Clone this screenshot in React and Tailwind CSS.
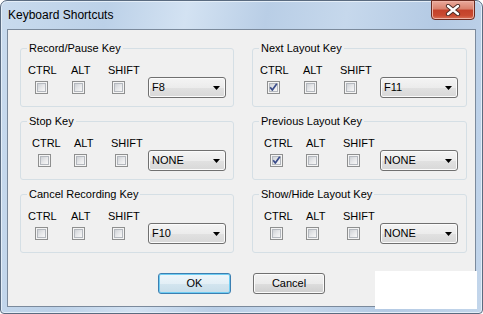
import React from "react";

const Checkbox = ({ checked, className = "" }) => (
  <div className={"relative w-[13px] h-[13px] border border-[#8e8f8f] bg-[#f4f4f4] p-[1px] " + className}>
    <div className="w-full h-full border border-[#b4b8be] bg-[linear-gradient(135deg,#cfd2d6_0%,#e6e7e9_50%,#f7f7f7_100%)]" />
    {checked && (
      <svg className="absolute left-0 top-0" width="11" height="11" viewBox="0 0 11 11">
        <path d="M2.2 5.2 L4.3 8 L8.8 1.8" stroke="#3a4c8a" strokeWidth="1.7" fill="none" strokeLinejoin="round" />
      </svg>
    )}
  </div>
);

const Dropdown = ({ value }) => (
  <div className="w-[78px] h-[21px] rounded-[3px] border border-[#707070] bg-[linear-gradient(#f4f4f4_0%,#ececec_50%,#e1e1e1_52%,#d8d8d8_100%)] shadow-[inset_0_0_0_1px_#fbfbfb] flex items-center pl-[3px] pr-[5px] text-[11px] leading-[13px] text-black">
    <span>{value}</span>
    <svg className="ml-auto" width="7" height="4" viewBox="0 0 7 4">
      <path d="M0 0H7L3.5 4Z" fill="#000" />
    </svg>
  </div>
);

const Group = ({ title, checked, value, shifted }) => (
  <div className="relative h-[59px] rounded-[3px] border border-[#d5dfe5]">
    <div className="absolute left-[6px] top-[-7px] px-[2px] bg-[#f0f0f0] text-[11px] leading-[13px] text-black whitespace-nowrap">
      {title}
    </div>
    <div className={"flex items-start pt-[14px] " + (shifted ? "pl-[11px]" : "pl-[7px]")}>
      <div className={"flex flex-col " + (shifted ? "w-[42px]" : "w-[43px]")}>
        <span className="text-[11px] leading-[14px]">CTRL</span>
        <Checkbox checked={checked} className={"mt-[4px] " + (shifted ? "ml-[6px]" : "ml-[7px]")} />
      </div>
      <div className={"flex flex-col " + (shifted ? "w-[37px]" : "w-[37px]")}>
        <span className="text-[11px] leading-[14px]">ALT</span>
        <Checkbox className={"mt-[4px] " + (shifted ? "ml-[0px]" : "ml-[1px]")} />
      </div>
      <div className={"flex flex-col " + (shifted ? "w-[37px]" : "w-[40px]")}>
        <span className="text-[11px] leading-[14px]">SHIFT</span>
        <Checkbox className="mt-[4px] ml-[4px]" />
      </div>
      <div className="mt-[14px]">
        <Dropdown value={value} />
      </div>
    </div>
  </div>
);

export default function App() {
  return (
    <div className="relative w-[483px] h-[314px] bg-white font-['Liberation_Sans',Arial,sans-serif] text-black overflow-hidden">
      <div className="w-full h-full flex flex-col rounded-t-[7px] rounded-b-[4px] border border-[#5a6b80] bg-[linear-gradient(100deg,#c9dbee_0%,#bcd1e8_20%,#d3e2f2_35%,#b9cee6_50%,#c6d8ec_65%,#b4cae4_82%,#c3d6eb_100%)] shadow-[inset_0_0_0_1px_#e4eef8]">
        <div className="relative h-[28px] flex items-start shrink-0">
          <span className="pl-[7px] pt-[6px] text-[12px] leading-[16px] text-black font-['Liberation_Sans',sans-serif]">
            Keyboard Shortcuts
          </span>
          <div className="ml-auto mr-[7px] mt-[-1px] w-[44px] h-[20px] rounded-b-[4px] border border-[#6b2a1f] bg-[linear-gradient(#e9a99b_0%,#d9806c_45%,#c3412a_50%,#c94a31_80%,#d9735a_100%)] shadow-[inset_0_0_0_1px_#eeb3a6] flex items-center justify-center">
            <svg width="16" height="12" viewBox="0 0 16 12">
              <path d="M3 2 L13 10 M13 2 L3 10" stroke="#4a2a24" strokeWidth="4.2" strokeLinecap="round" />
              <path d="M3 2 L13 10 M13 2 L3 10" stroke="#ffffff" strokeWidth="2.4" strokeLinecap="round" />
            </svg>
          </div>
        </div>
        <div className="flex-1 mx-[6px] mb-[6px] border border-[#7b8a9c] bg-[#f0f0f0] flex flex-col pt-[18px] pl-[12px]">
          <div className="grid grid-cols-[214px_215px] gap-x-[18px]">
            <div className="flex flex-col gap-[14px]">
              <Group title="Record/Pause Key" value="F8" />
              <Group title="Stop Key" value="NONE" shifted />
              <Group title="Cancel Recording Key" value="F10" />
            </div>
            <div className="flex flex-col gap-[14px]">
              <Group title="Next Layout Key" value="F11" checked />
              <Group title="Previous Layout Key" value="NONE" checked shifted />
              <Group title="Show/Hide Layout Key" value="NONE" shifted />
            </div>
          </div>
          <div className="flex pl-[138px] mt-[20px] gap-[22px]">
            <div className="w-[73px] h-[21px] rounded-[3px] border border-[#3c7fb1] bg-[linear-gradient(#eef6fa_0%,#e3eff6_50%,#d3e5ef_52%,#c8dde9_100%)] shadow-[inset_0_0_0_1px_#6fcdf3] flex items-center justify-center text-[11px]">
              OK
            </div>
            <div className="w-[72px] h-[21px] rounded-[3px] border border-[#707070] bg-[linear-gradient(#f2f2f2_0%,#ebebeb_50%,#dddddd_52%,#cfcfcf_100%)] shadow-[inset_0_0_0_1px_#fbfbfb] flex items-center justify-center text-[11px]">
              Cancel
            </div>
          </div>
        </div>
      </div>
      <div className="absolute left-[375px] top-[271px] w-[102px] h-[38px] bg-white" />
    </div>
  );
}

════════

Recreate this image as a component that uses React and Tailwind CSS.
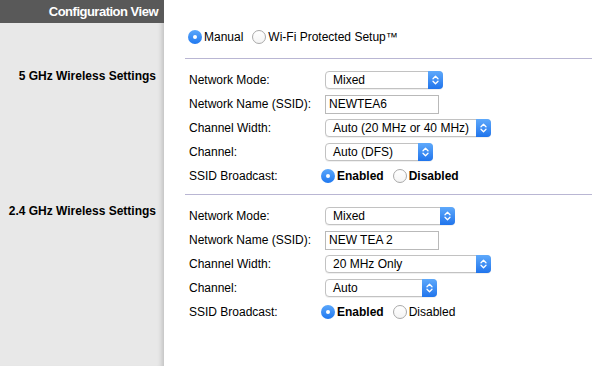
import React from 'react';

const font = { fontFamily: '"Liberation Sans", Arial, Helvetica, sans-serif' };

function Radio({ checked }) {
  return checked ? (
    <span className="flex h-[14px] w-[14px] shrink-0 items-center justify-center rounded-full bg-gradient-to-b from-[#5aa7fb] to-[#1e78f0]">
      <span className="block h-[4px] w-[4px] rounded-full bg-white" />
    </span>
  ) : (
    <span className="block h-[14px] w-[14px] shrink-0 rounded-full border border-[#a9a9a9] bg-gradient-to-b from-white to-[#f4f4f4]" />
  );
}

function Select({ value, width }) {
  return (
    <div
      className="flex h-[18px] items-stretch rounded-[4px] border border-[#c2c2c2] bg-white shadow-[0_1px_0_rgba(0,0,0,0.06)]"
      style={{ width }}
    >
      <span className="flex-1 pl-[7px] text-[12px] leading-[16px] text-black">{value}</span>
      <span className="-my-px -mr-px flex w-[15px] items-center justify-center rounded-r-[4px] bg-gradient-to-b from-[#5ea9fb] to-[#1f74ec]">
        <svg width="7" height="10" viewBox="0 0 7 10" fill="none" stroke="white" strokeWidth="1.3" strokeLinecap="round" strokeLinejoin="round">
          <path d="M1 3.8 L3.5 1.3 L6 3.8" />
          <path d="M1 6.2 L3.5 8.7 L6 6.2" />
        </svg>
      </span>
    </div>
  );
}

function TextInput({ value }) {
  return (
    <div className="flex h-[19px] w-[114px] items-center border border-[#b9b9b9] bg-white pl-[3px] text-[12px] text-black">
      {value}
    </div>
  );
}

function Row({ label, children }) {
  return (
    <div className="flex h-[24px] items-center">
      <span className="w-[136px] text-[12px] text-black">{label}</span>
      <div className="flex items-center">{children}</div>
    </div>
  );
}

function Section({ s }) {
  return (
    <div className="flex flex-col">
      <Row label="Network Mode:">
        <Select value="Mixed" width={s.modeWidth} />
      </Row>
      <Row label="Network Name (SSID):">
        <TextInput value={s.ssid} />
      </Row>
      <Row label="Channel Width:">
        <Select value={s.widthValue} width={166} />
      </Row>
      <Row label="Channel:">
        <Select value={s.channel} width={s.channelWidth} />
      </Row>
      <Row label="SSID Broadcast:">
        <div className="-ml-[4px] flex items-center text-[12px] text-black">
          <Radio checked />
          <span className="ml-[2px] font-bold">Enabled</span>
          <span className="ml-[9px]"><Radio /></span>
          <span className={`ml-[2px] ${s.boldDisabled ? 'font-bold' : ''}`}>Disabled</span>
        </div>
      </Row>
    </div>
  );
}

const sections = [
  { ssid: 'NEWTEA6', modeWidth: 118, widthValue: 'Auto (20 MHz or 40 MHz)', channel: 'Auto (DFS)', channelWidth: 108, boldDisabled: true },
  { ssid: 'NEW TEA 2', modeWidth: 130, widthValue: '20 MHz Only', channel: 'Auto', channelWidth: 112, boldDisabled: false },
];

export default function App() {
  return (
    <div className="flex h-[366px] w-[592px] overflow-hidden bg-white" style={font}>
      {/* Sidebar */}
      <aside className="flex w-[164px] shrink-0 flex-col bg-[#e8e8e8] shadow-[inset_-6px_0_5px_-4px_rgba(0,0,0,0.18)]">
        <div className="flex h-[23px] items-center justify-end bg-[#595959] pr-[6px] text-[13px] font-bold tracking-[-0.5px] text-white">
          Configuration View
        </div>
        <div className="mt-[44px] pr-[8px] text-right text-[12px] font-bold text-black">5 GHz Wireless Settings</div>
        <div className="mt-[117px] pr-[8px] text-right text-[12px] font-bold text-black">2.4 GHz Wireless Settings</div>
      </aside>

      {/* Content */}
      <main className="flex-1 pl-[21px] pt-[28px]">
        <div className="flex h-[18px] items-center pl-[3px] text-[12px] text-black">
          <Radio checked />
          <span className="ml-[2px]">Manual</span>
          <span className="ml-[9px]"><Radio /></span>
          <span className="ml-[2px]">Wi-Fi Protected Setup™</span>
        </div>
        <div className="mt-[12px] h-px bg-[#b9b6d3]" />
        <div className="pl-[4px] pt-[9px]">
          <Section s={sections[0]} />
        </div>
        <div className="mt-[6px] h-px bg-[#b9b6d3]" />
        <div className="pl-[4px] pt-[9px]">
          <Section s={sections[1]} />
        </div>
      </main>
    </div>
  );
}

════════

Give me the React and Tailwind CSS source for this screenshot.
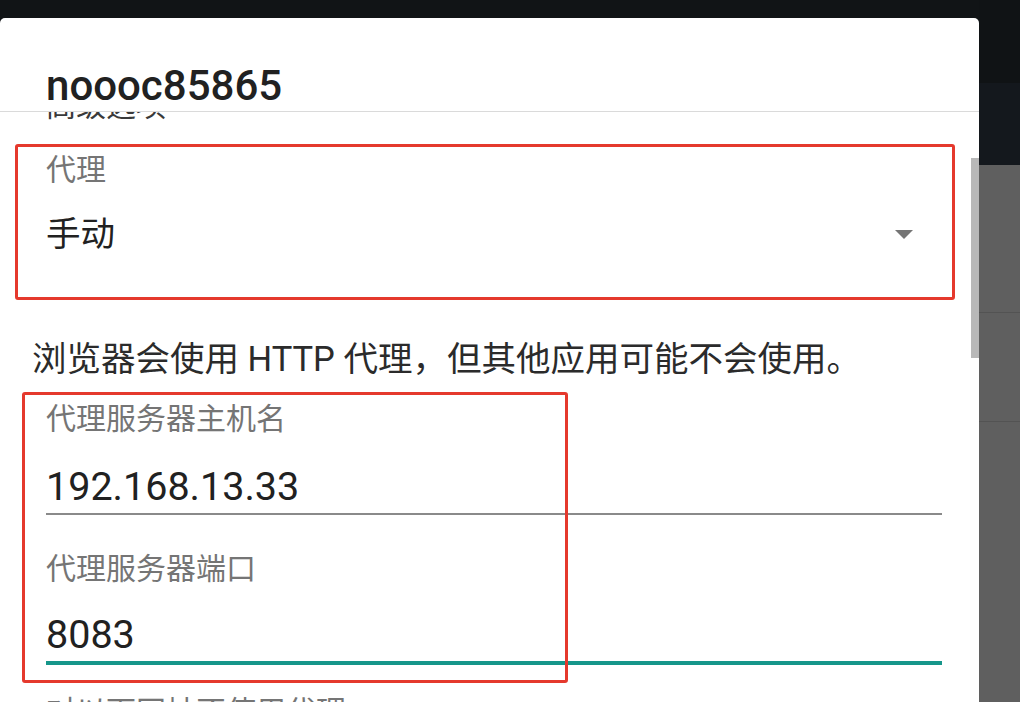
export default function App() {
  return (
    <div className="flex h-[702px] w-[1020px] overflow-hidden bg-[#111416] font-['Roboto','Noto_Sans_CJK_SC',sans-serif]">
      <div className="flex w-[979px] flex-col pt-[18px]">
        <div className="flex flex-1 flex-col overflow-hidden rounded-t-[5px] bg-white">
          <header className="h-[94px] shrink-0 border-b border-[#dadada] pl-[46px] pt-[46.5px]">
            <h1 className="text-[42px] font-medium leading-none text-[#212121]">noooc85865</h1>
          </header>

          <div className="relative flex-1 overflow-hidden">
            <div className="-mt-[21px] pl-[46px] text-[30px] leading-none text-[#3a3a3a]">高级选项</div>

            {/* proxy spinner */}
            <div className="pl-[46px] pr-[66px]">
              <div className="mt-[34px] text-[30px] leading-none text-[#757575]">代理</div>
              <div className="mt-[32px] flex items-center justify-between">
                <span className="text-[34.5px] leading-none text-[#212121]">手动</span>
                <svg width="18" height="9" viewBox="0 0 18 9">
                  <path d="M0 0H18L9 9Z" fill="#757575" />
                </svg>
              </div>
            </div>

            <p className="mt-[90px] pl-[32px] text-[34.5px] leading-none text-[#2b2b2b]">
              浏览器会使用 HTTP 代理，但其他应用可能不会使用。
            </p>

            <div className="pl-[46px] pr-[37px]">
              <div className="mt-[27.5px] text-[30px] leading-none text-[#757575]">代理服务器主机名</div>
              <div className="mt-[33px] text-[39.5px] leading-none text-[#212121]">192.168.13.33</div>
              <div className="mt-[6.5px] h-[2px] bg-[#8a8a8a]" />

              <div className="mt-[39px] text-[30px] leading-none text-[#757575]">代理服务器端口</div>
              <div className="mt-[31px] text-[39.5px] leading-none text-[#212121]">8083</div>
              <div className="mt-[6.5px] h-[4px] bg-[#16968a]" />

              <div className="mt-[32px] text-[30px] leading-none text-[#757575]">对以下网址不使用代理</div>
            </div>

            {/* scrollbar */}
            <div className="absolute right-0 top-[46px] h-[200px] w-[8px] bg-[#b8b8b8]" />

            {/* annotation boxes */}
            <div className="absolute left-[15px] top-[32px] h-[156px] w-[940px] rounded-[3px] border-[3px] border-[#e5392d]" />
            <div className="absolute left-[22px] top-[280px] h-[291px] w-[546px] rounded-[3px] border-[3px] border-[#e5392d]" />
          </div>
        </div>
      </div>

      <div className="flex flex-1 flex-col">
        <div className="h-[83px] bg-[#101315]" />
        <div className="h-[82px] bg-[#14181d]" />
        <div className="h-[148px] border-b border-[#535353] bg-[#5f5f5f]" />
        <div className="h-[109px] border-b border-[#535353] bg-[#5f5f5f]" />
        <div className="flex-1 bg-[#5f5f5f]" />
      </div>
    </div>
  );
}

════════

Only lines with the string "Tailwind" belong in your answer; copy each one.

* Problem solution:
Clone this screenshot in React and Tailwind CSS.
Recreate this image as a component that uses React and Tailwind CSS.
Give me the React and Tailwind CSS source for this screenshot.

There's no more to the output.